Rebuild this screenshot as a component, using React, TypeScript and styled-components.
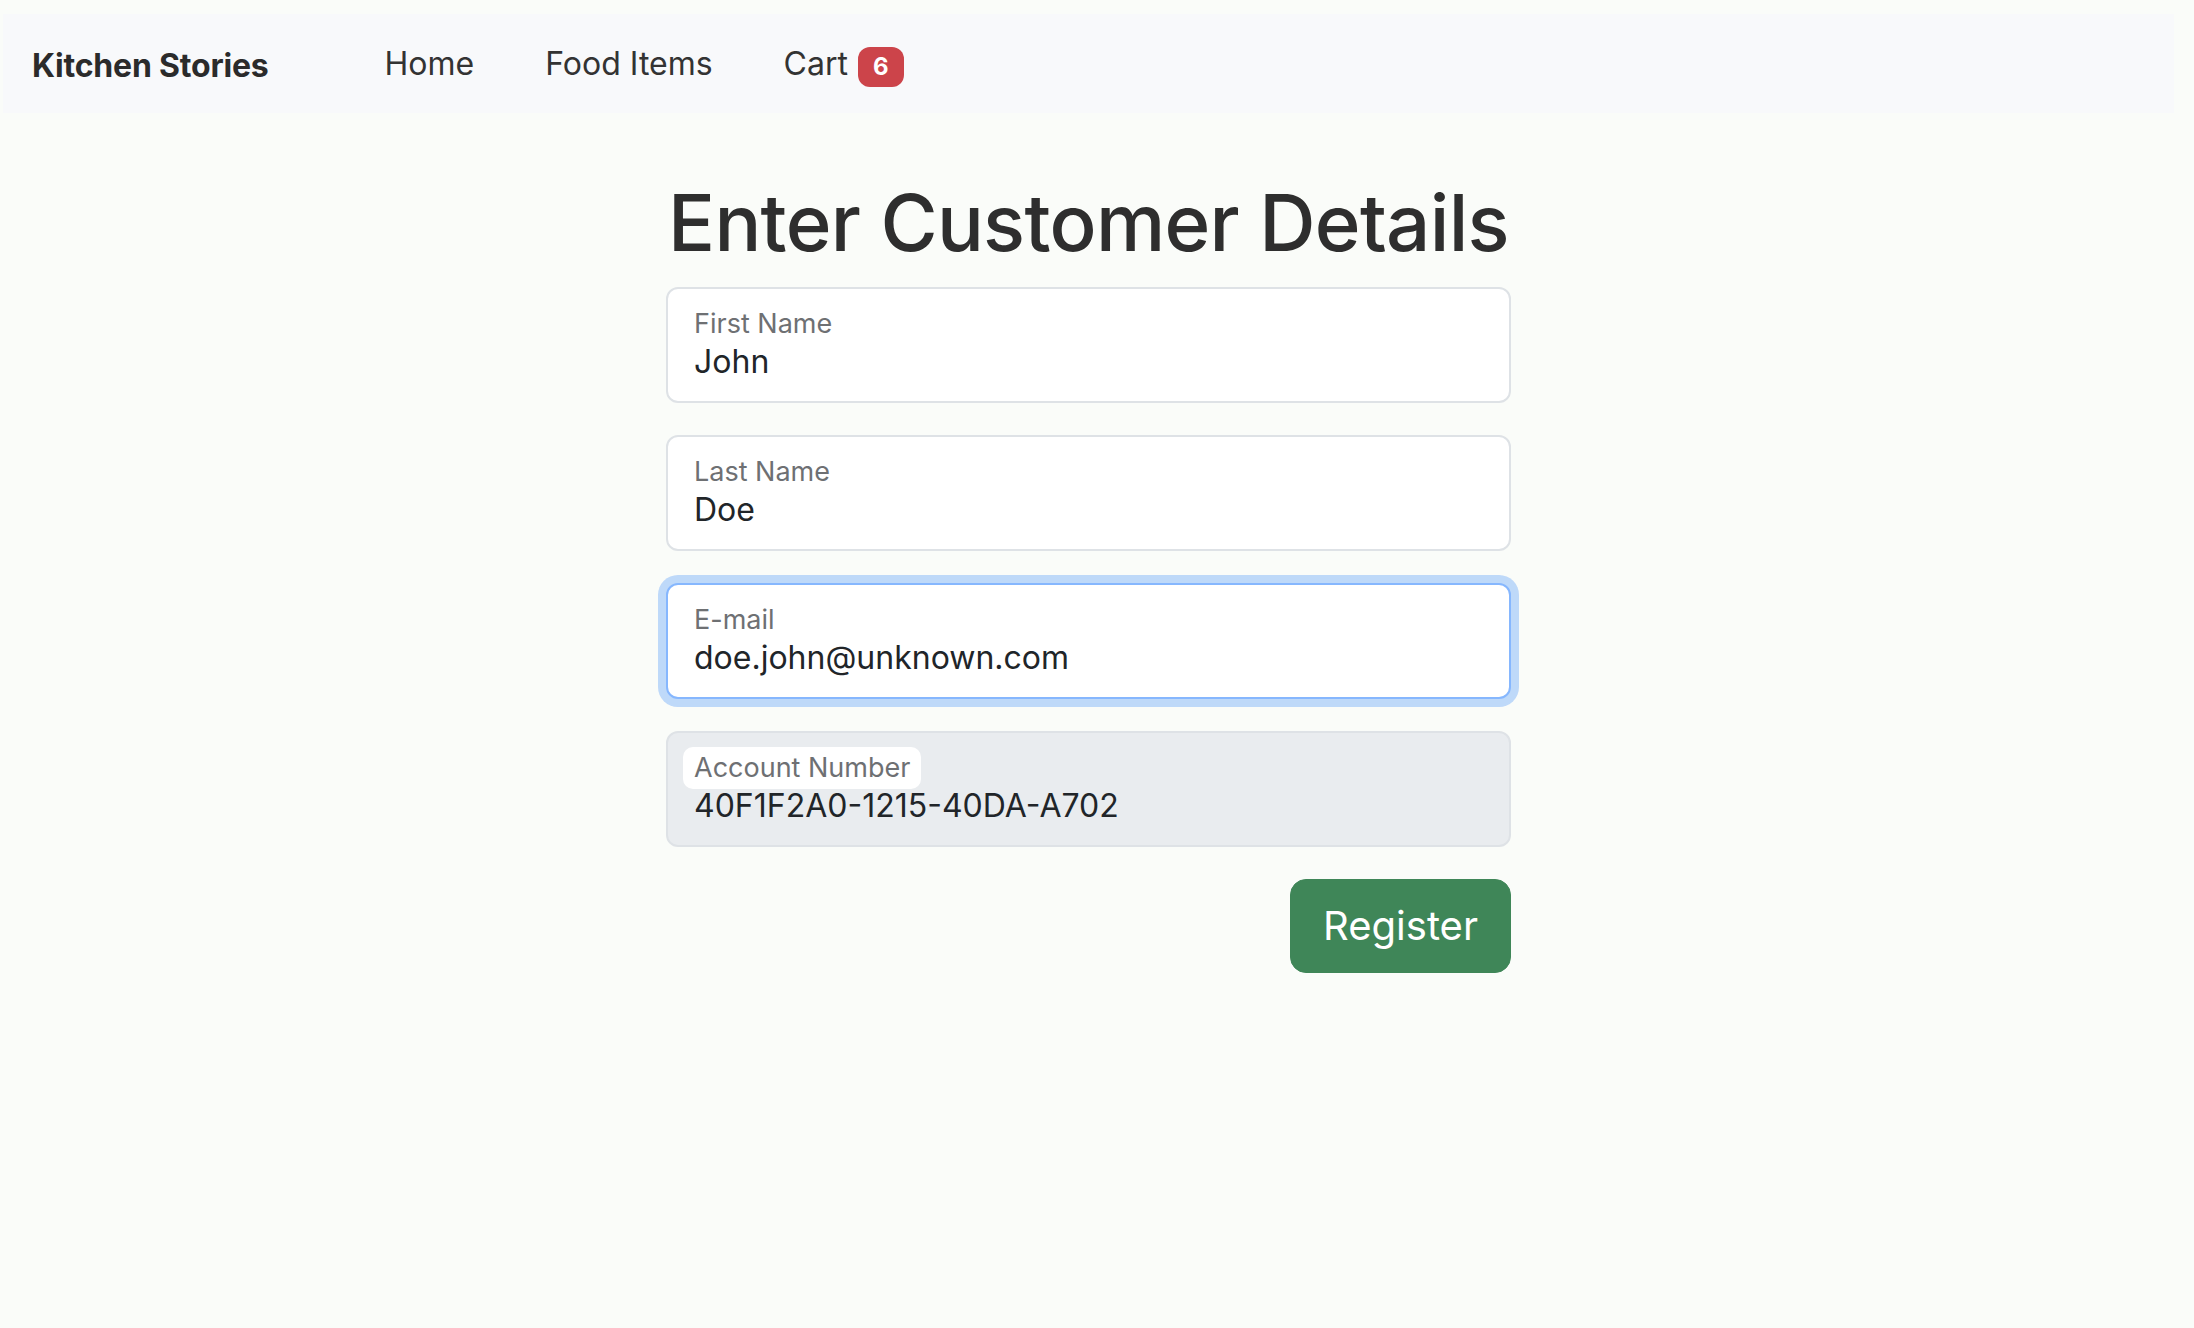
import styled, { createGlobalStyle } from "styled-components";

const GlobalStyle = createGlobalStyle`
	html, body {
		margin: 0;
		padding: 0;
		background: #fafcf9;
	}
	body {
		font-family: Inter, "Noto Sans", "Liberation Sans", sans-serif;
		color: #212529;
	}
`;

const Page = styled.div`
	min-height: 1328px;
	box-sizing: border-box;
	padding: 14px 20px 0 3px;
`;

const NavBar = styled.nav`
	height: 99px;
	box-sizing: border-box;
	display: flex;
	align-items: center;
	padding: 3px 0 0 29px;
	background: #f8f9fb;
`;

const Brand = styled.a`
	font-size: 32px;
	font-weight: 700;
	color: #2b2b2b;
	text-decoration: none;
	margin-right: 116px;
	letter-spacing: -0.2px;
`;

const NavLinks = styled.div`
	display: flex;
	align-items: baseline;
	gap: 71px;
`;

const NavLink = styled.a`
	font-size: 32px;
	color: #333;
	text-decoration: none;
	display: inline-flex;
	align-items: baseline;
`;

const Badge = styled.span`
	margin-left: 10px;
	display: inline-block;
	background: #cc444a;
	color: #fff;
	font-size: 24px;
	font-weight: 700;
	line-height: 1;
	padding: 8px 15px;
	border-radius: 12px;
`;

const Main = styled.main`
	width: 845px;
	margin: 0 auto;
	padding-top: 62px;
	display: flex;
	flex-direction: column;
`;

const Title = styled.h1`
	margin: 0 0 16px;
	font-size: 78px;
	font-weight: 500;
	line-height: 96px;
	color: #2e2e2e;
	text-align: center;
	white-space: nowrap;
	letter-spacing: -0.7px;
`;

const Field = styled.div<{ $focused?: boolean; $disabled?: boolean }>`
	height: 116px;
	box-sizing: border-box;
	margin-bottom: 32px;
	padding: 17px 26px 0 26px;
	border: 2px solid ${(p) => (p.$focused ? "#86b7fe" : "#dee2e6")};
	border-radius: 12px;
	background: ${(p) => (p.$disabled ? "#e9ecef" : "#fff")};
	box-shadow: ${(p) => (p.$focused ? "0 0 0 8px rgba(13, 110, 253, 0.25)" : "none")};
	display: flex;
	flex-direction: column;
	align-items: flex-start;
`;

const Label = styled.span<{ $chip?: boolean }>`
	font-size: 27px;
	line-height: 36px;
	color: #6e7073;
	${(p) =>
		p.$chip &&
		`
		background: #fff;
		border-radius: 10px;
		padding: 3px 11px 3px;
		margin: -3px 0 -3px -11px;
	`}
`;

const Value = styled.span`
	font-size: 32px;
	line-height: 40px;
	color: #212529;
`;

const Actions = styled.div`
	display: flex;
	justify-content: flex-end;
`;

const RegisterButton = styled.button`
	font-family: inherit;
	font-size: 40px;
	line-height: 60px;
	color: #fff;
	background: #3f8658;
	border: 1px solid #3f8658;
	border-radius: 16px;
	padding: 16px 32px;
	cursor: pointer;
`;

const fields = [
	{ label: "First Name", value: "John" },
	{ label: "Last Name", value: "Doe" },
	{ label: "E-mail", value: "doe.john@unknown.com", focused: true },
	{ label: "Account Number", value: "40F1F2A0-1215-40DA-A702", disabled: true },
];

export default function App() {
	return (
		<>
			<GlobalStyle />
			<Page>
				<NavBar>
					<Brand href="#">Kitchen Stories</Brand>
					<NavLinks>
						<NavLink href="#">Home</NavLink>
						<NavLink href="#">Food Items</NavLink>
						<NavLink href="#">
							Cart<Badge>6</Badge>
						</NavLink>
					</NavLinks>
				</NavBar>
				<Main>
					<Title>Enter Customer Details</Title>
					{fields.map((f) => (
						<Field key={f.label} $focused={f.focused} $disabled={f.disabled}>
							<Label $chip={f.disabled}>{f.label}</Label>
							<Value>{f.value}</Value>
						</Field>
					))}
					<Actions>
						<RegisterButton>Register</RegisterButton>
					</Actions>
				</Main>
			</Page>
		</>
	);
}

+++

(Written instruction):
Extract all lines from the data in which "components" is found.

(Exercise answer):
Rebuild this screenshot as a component, using React, TypeScript and styled-components.
import styled, { createGlobalStyle } from "styled-components";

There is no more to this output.